◆ **YOUR GOAL**
Keep only the lines of the listing that include the word "styles", and copy them.

○ ○ ○

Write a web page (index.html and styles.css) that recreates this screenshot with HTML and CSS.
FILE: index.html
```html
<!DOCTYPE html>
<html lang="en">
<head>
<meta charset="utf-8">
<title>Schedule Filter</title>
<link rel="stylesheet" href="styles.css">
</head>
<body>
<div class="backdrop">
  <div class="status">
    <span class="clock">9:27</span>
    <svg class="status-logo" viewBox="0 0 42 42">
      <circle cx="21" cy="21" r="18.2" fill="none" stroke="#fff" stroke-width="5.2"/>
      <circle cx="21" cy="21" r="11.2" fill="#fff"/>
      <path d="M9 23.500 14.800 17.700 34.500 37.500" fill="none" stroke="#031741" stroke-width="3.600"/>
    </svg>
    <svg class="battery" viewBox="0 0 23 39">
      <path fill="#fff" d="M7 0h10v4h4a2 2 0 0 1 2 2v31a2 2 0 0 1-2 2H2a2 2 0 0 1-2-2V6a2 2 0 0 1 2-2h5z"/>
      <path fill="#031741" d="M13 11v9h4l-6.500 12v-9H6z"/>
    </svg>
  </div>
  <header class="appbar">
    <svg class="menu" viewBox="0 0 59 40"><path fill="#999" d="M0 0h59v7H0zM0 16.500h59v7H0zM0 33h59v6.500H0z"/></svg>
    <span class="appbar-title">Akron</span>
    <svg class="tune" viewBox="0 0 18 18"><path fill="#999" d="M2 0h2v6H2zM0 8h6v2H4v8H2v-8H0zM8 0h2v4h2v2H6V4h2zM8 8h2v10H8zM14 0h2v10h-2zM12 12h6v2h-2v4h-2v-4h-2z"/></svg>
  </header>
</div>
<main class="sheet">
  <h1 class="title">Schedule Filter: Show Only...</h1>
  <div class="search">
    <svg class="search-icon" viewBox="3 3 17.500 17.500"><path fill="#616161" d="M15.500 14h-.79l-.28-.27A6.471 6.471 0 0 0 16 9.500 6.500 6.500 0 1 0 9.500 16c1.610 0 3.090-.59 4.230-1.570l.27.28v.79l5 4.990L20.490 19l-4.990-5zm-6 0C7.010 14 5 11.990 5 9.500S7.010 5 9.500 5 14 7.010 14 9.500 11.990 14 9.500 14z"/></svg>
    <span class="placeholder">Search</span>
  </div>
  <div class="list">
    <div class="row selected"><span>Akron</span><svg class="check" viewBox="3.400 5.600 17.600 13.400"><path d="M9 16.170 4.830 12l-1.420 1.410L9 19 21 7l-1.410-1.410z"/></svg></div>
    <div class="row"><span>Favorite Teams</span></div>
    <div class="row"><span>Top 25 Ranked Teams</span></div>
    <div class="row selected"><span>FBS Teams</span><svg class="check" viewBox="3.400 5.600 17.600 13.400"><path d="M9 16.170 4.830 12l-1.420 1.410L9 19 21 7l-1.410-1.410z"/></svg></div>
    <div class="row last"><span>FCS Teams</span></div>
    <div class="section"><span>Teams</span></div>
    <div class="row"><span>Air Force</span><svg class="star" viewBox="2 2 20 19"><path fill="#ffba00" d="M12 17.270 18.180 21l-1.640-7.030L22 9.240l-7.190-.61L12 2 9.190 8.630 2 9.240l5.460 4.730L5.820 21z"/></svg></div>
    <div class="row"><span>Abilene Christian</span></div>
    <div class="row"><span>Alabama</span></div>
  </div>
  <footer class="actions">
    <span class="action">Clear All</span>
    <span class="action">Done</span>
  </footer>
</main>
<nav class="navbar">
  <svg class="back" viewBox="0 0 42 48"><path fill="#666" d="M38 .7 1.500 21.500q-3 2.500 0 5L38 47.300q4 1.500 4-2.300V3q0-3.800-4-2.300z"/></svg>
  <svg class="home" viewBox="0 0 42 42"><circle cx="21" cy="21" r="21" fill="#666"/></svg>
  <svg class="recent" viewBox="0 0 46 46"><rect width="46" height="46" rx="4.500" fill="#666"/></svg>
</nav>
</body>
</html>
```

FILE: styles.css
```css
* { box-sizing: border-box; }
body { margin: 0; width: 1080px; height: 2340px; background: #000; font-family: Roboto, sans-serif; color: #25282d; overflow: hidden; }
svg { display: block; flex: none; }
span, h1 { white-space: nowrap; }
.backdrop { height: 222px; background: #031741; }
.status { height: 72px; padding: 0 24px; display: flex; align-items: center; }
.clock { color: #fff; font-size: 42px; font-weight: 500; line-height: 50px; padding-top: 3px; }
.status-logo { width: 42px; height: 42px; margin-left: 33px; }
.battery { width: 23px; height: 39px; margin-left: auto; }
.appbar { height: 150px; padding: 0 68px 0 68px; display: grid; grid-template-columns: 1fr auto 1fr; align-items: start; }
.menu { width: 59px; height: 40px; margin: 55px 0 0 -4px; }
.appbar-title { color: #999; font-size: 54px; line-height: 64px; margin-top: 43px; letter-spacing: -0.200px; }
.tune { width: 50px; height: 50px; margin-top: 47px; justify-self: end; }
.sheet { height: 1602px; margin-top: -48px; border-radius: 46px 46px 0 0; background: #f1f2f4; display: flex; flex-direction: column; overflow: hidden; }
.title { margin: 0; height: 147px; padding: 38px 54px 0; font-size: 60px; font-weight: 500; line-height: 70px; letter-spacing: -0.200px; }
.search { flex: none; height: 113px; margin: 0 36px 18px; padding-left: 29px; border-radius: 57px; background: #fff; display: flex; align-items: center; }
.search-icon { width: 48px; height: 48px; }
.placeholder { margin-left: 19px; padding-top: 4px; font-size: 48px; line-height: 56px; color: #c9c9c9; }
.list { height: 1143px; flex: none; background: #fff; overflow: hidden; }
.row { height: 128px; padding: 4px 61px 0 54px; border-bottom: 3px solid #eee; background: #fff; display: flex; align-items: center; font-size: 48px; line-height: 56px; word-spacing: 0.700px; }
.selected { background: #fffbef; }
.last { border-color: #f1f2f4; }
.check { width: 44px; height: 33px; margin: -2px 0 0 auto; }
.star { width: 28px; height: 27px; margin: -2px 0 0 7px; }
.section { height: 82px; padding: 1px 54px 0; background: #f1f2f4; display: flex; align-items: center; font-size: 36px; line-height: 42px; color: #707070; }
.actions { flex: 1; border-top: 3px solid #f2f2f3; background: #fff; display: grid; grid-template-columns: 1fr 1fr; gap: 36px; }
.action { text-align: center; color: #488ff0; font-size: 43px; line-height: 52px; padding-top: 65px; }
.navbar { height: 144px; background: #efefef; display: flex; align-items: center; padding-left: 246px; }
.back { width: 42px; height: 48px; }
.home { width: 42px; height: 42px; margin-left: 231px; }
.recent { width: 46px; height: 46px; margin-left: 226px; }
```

○ ○ ○

◆ **EXERCISE ANSWER**
Write a web page (index.html and styles.css) that recreates this screenshot with HTML and CSS.
<link rel="stylesheet" href="styles.css">
FILE: styles.css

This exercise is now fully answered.